The love that I had for Roman—and for Peggy and Jazz, for that matter—was stronger and deeper for the time we had spent together in wild places. I would not give that up, even as I felt more helpless than ever. And while moments like this would plague me—still plague me—I would hold it as a truth that the bonds we form in nature with others are the truest bonds between us. While Roman may have been lost and dying because of our time in Australia, Borneo, or wild Alaska, that time we had together compelled me to come and do whatever was necessary to find him now.
SOON, THAI’S FRIEND Ole Carillo from Anchorage; my friend Steve Fassbinder; and his Spanish-speaking coworker, a young woman named Armida Huerta, both from Colorado, would arrive. Ole lacked Thai’s wilderness skills, but he was even more easygoing and had nearly as much travel experience. He also spoke fluent Spanish. I knew Steve well from a two-hundred-mile beach bike and packraft trip along Alaska’s southern coast, but I’d only soon be meeting Armida. Neither had tropical experience.
Meanwhile the Pata Lora story had seeped deeper into the Osa, into every pulperia and hovel. A rumor had spread that we were offering a reward. The situation was spiraling out of my control. But a lifetime of risk had taught me that a calm mind works better than an excited one. On this—the most important journey of my life—I controlled what I could: my emotions.
Dizzy with a pounding headache, I woke sick to my stomach and hurried to the toilet. Chewing Pepto Bismol pills only added nausea to my diarrhea. Morning meetings with officials didn’t make me feel any better; they thwarted my plans to ask the Cruz Roja for personnel and a long rope to take into the Negritos. Park Superintendent Eliecer Arce, a father himself who was sensitive to my plight, remained adamant that the area was illegal for anyone but park officials.
I decided to keep my canyon rappelling plan to myself. Every official made it clear they were upset with me already, both for my known forays into Corcovado and for the ones they suspected I’d made or soon make.
Back in Alaska, Peggy fielded phone calls and sifted through offers from Facebook friends. Most were of the we have contacts in Costa Rica variety:
I just heard a little about your son. Interestingly enough, my next door neighbor here has a nephew who owns a place called Good Times, a surfer retreat in Costa Rica. He has been there a while and speaks Spanish. If you give me information, I can pass it along and maybe he can do some nosing around for you.
So many people wanted to help. But people asking questions around the edges of Corcovado, Puerto Jiménez, and Carate would simply turn up the Pata Lora story. We needed immediate assistance from people with tropical search and technical rescue skills.
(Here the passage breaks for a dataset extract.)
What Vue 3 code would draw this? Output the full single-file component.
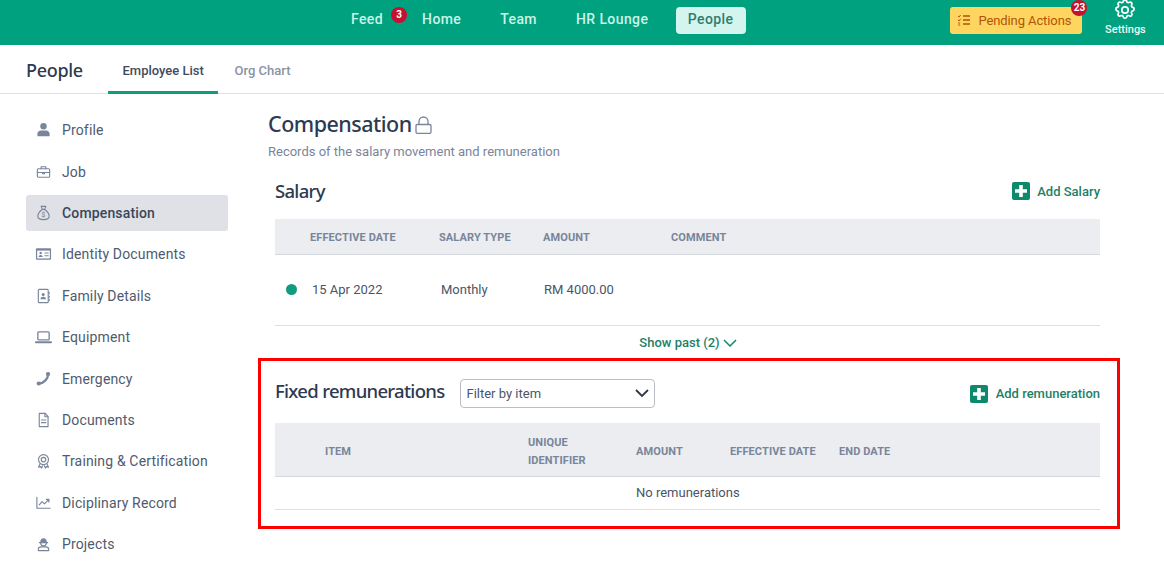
<script setup>
const nav = [
  { label: 'Feed', badge: '3' },
  { label: 'Home' },
  { label: 'Team' },
  { label: 'HR Lounge' },
  { label: 'People', active: true },
]
const side = [
  { label: 'Profile', icon: 'profile' },
  { label: 'Job', icon: 'job' },
  { label: 'Compensation', icon: 'money', active: true },
  { label: 'Identity Documents', icon: 'id' },
  { label: 'Family Details', icon: 'family' },
  { label: 'Equipment', icon: 'laptop' },
  { label: 'Emergency', icon: 'phone' },
  { label: 'Documents', icon: 'doc' },
  { label: 'Training & Certification', icon: 'award' },
  { label: 'Diciplinary Record', icon: 'chart' },
  { label: 'Projects', icon: 'worker' },
]
</script>

<template>
  <div class="page">
    <header class="topbar">
      <nav class="topnav">
        <a v-for="n in nav" :key="n.label" class="topnav-item" :class="{ active: n.active, feed: n.badge }">
          {{ n.label }}
          <span v-if="n.badge" class="badge feed-badge">{{ n.badge }}</span>
        </a>
      </nav>
      <button class="pending">
        <svg width="14" height="14" viewBox="0 0 14 14" fill="none" stroke="#b45309" stroke-width="1.3">
          <path d="M6 3h7M6 7h7M6 11h7" />
          <path d="M1 3l1 1 1.6-2M1 7l1 1 1.6-2M1.2 10h2M1.2 12h2" stroke-width="1" />
        </svg>
        <span>Pending Actions</span>
        <span class="badge pending-badge">23</span>
      </button>
      <div class="settings">
        <svg width="24" height="24" viewBox="0 0 24 24" fill="none" stroke="#fff" stroke-width="1.7" stroke-linecap="round" stroke-linejoin="round">
          <path d="M10.3 3.3c.4-1.8 3-1.8 3.4 0a1.7 1.7 0 0 0 2.6 1.1c1.5-1 3.4.9 2.4 2.4a1.7 1.7 0 0 0 1.1 2.6c1.8.4 1.8 3 0 3.4a1.7 1.7 0 0 0-1.1 2.6c1 1.5-.9 3.4-2.4 2.4a1.7 1.7 0 0 0-2.6 1.1c-.4 1.8-3 1.8-3.4 0a1.7 1.7 0 0 0-2.6-1.1c-1.5 1-3.4-.9-2.4-2.4a1.7 1.7 0 0 0-1.1-2.6c-1.8-.4-1.8-3 0-3.4a1.7 1.7 0 0 0 1.1-2.6c-1-1.5.9-3.4 2.4-2.4a1.7 1.7 0 0 0 2.6-1.1z" />
          <circle cx="12" cy="12" r="3.2" />
        </svg>
        <span>Settings</span>
      </div>
    </header>

    <div class="subnav">
      <div class="subnav-title">People</div>
      <a class="tab tab-active">Employee List</a>
      <a class="tab">Org Chart</a>
    </div>

    <div class="body">
      <aside class="sidebar">
        <a v-for="s in side" :key="s.label" class="side-item" :class="{ active: s.active }">
          <span class="side-icon">
            <svg width="18" height="18" viewBox="0 0 18 18" fill="none" stroke="#79859a" stroke-width="1.2" stroke-linecap="round" stroke-linejoin="round">
              <template v-if="s.icon === 'profile'">
                <circle cx="9" cy="5" r="3.4" fill="#79859a" stroke="none" />
                <path d="M2.500 15.500v-2.200c0-2.300 1.800-3.700 4-3.700h5c2.200 0 4 1.400 4 3.700v2.200z" fill="#79859a" stroke="none" />
              </template>
              <template v-else-if="s.icon === 'job'">
                <rect x="2.500" y="5.500" width="13" height="9" rx="1" />
                <path d="M6.500 5.500V3.500h5v2M2.500 9.500h13M8 9.500v1.400h2V9.500" />
              </template>
              <template v-else-if="s.icon === 'money'">
                <path d="M6.500 2h5l-1.300 3.200H7.800zM7.800 5.200C5 7 3 9.500 3 12.500 3 15 5 16 9 16s6-1 6-3.500c0-3-2-5.500-4.800-7.300z" />
                <text x="9" y="13.500" text-anchor="middle" font-size="7" fill="#79859a" stroke="none" font-family="Roboto, sans-serif">$</text>
              </template>
              <template v-else-if="s.icon === 'id'">
                <rect x="1" y="3" width="16" height="12" rx="1" fill="#79859a" stroke="none" />
                <rect x="2.300" y="5.400" width="13.400" height="8.300" fill="#fff" stroke="none" />
                <circle cx="6" cy="8" r="1.300" fill="#79859a" stroke="none" />
                <path d="M3.800 12.200c0-1.400 1-2.200 2.200-2.200s2.200.8 2.200 2.200z" fill="#79859a" stroke="none" />
                <path d="M10.500 8h3.500M10.500 10.800h3.500" />
              </template>
              <template v-else-if="s.icon === 'family'">
                <rect x="3.500" y="2" width="10.500" height="14" rx="1" />
                <circle cx="8.700" cy="7.300" r="1.600" fill="#79859a" stroke="none" />
                <path d="M5.800 12.500c0-1.800 1.300-2.600 2.900-2.600s2.900.8 2.900 2.600z" fill="#79859a" stroke="none" />
                <path d="M15 5v1.500M15 9v1.500M15 12.500V14" />
              </template>
              <template v-else-if="s.icon === 'laptop'">
                <rect x="3" y="3.500" width="12" height="8.500" rx="1" stroke-width="1.400" />
                <path d="M1 14.500h16" stroke-width="2" />
              </template>
              <template v-else-if="s.icon === 'phone'">
                <path d="M14 3.500c0 5-4.500 10-10 10.500" stroke-width="2.400" />
                <ellipse cx="13.800" cy="3.800" rx="2.300" ry="2.100" fill="#79859a" stroke="none" />
                <ellipse cx="4" cy="13.800" rx="2.300" ry="2.100" fill="#79859a" stroke="none" />
              </template>
              <template v-else-if="s.icon === 'doc'">
                <path d="M4.500 2h6.300l3 3.200V16h-9.300z" />
                <path d="M10.500 2v3.500h3.300M6.800 9h4.600M6.800 11.800h4.600" />
              </template>
              <template v-else-if="s.icon === 'award'">
                <circle cx="9" cy="7.500" r="5.300" />
                <circle cx="9" cy="7.500" r="2.400" />
                <path d="M5.500 12l-1.800 3.500 2.300-.5 1 1.500 1-2.500M12.500 12l1.800 3.500-2.300-.5-1 1.500-1-2.500" />
              </template>
              <template v-else-if="s.icon === 'chart'">
                <path d="M2 3v11.500h14" />
                <path d="M4.500 11l3-3.500 2.500 2.500 4.500-4.500" />
                <path d="M12 5.200h2.700V8" fill="#79859a" />
              </template>
              <template v-else>
                <path d="M5.500 7c0-2.400 1.500-4 3.500-4s3.500 1.600 3.500 4z" fill="#79859a" stroke="none" />
                <path d="M4.500 7.500h9M6 8c0 2 1.200 3 3 3s3-1 3-3" />
                <path d="M3.500 16v-1.500C3.500 13 5 12 6.500 12h5c1.500 0 3 1 3 2.500V16z" />
              </template>
            </svg>
          </span>
          <span>{{ s.label }}</span>
        </a>
      </aside>

      <main class="main">
        <div class="title-row">
          <h1>Compensation</h1>
          <svg class="lock" width="17" height="18" viewBox="0 0 17 18" fill="none" stroke="#79859a" stroke-width="1.300">
            <rect x="1" y="8.500" width="15" height="8.800" rx="1.200" />
            <path d="M4 8.500V5.500a4.500 4.500 0 0 1 9 0v3" />
          </svg>
        </div>
        <p class="subtitle">Records of the salary movement and remuneration</p>

        <section class="salary">
          <div class="section-head">
            <h2>Salary</h2>
            <a class="add add-salary">
              <svg width="18" height="18" viewBox="0 0 18 18">
                <rect width="18" height="18" rx="2" fill="#0d8a6c" />
                <path d="M9 3v12M3 9h12" stroke="#fff" stroke-width="3.600" />
              </svg>
              <span>Add Salary</span>
            </a>
          </div>
          <div class="thead salary-grid">
            <span>EFFECTIVE DATE</span><span>SALARY TYPE</span><span>AMOUNT</span><span>COMMENT</span>
          </div>
          <div class="salary-row salary-grid">
            <span class="dot"></span>
            <span>15 Apr 2022</span><span>Monthly</span><span>RM 4000.00</span>
          </div>
          <a class="show-past">
            Show past (2)
            <svg width="14" height="8" viewBox="0 0 14 8" fill="none" stroke="#0d8a6c" stroke-width="1.500"><path d="M1 1l6 6 6-6" /></svg>
          </a>
        </section>

        <section class="fixed">
          <div class="section-head fixed-head">
            <h2>Fixed remunerations</h2>
            <div class="select">
              <span>Filter by item</span>
              <svg width="14" height="9" viewBox="0 0 14 9" fill="none" stroke="#2d3748" stroke-width="1.800"><path d="M1 1l6 6 6-6" /></svg>
            </div>
            <a class="add add-right">
              <svg width="18" height="18" viewBox="0 0 18 18">
                <rect width="18" height="18" rx="2" fill="#0d8a6c" />
                <path d="M9 3v12M3 9h12" stroke="#fff" stroke-width="3.600" />
              </svg>
              <span>Add remuneration</span>
            </a>
          </div>
          <div class="thead fixed-grid">
            <span>ITEM</span>
            <span class="two-line">UNIQUE<br />IDENTIFIER</span>
            <span>AMOUNT</span>
            <span>EFFECTIVE DATE</span>
            <span>END DATE</span>
          </div>
          <div class="empty">No remunerations</div>
        </section>
      </main>
    </div>

    <div class="highlight"></div>
  </div>
</template>

<style>
html, body { margin: 0; background: #fff; }
</style>

<style scoped>
.page {
  position: relative;
  width: 1164px;
  height: 566px;
  overflow: hidden;
  font-family: Roboto, "Liberation Sans", sans-serif;
  color: #4a5568;
  background: #fff;
}
a { cursor: pointer; }

.topbar {
  height: 45px;
  background: #00a17f;
  display: flex;
  align-items: flex-start;
  box-sizing: border-box;
}
.topnav {
  display: flex;
  align-items: center;
  margin-left: 339px;
  height: 40px;
}
.topnav-item {
  position: relative;
  font-size: 14px;
  font-weight: 500;
  color: #c9f5e8;
  padding: 0 12px;
  margin-right: 15px;
  height: 27px;
  line-height: 25px;
  border-radius: 4px;
  letter-spacing: 0.4px;
}
.topnav-item.active {
  background: #d3f5ed;
  color: #2f7d70;
  margin-right: 0;
  margin-left: 0.500px;
  padding-right: 12.500px;
}
.badge {
  position: absolute;
  background: #c5102f;
  color: #fff;
  font-size: 10px;
  font-weight: 700;
  border-radius: 50%;
  width: 16px;
  height: 16px;
  line-height: 16px;
  text-align: center;
  letter-spacing: 0;
}
.feed-badge { right: -12px; top: 0; }
.pending {
  position: relative;
  display: flex;
  align-items: center;
  gap: 7px;
  margin-left: 204.500px;
  margin-top: 7px;
  width: 132px;
  height: 27px;
  padding: 0 0 1px 7px;
  box-sizing: border-box;
  background: #fdd55f;
  border: 0;
  border-radius: 3px;
  color: #b45309;
  font: 400 13px Roboto, sans-serif;
  letter-spacing: -0.1px;
}
.pending-badge { right: -5px; top: -7px; }
.settings {
  margin-left: 22px;
  width: 42px;
  display: flex;
  flex-direction: column;
  align-items: center;
  color: #e8fbf5;
  font-size: 11px;
  font-weight: 500;
  line-height: 13px;
}
.settings svg { margin-top: -2px; }
.settings span { margin-top: 1px; white-space: nowrap; }

.subnav {
  height: 49px;
  box-sizing: border-box;
  border-bottom: 1px solid #dcdfe3;
  display: flex;
  align-items: stretch;
  padding-left: 26px;
}
.subnav-title {
  font-family: "Noto Sans", sans-serif;
  font-size: 18px;
  font-weight: 500;
  letter-spacing: -0.3px;
  color: #2d3a50;
  line-height: 50px;
  width: 82px;
}
.tab {
  font-size: 13px;
  font-weight: 500;
  color: #8a93a5;
  line-height: 51px;
  padding: 0 14.500px;
  height: 48px;
  margin-right: 2px;
  white-space: nowrap;
}
.tab-active {
  color: #3f4c60;
  box-sizing: border-box;
  height: 49px;
  width: 110px;
  border-bottom: 3px solid #0f9d80;
}

.body { display: flex; }
.sidebar {
  width: 202px;
  margin-left: 26px;
  padding-top: 18.300px;
  display: flex;
  flex-direction: column;
  gap: 5.400px;
  flex: none;
}
.side-item {
  height: 36px;
  display: flex;
  align-items: center;
  gap: 10px;
  padding-left: 9px;
  font-size: 14px;
  color: #4f5b6e;
  border-radius: 3px;
  letter-spacing: 0.15px;
}
.side-item.active {
  background: #dfe1e6;
  color: #3a4759;
  font-weight: 500;
}
.side-icon { width: 17px; height: 18px; display: flex; align-items: center; justify-content: center; }

.main { margin-left: 40px; width: 832px; padding-top: 14px; }
.title-row { display: flex; align-items: center; gap: 3px; height: 30px; }
h1 {
  margin: 1px 0 0;
  font-family: "Noto Sans", sans-serif;
  font-size: 21.500px;
  font-weight: 500;
  letter-spacing: -0.5px;
  color: #2d3a50;
  line-height: 30px;
}
.lock { margin-top: 3px; }
.subtitle {
  margin: 4px 0 0;
  font-size: 13px;
  line-height: 20px;
  color: #79859a;
}

.salary { margin-left: 7px; margin-top: 17px; }
.section-head {
  display: flex;
  justify-content: space-between;
  align-items: center;
  height: 24px;
  margin-bottom: 16px;
}
h2 {
  margin: -2px 0 0;
  font-family: "Noto Sans", sans-serif;
  font-size: 18.500px;
  font-weight: 500;
  letter-spacing: -0.7px;
  color: #2d3a50;
}
.add {
  display: flex;
  align-items: center;
  gap: 8px;
  font-size: 13px;
  font-weight: 500;
  color: #1e7f68;
}
.add-salary { gap: 7px; }
.thead {
  background: #ebedf0;
  border-bottom: 1px solid #d5d8dc;
  font-size: 11px;
  font-weight: 700;
  color: #79859a;
  align-items: center;
  box-sizing: border-box;
  letter-spacing: 0.1px;
}
.salary-grid {
  display: grid;
  grid-template-columns: 129px 104px 128px 1fr;
  padding-left: 35px;
}
.salary .thead { height: 36px; padding-top: 1px; }
.salary-row {
  position: relative;
  height: 71px;
  box-sizing: border-box;
  border-bottom: 1px solid #dcdfe3;
  align-items: center;
  font-size: 13px;
  color: #4a5568;
  padding-left: 37px;
  padding-bottom: 2px;
  grid-template-columns: 129px 103px 128px 1fr;
}
.dot {
  position: absolute;
  left: 11px;
  top: 29px;
  width: 11px;
  height: 11px;
  border-radius: 50%;
  background: #0f9d80;
}
.show-past {
  display: flex;
  justify-content: center;
  align-items: center;
  gap: 3px;
  height: 33px;
  padding-left: 1px;
  font-size: 13px;
  font-weight: 500;
  color: #1e7f68;
}

.fixed { margin-left: 7px; padding-top: 20px; }
.fixed-head { justify-content: flex-start; height: 29px; margin-bottom: 15px; }
.fixed-head h2 { margin-top: -6px; }
.fixed-head .select { margin-left: 16px; }
.add-right { margin-left: auto; }
.select {
  width: 195px;
  height: 29px;
  box-sizing: border-box;
  border: 1px solid #b9bec6;
  border-radius: 4px;
  display: flex;
  align-items: center;
  justify-content: space-between;
  padding: 0 5px;
  font-size: 13px;
  color: #4a5568;
}
.fixed-grid {
  display: grid;
  grid-template-columns: 203px 108px 94px 109px 1fr;
  padding-left: 50px;
  padding-top: 4px;
  height: 54px;
}
.two-line { line-height: 18px; }
.empty {
  height: 33px;
  box-sizing: border-box;
  border-bottom: 1px solid #dcdfe3;
  padding-left: 361px;
  font-size: 13px;
  line-height: 31px;
  color: #4a5568;
}

.highlight {
  position: absolute;
  left: 258px;
  top: 358px;
  width: 862px;
  height: 171px;
  box-sizing: border-box;
  border: 3px solid #f00;
  pointer-events: none;
}
</style>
Mead Treadwell and his friend Josh Lewis—both active Alaskans in the venerable Explorers Club—were eager to effect this kind of assistance. Mead even took precious time out of his run for U.S. senator to do what he could.
Mead wrote a letter of introduction to Costa Rican officials that described me as “well-known for exploration and search and rescue work under very difficult conditions in many climates including tropical rainforests.” He informed the embassy that I was “more than a distraught parent,” but “an asset [that he] would want on any search in these conditions.” In the end, MINAE permitted me into the park because of Mead’s efforts and Josh Lewis’s connections.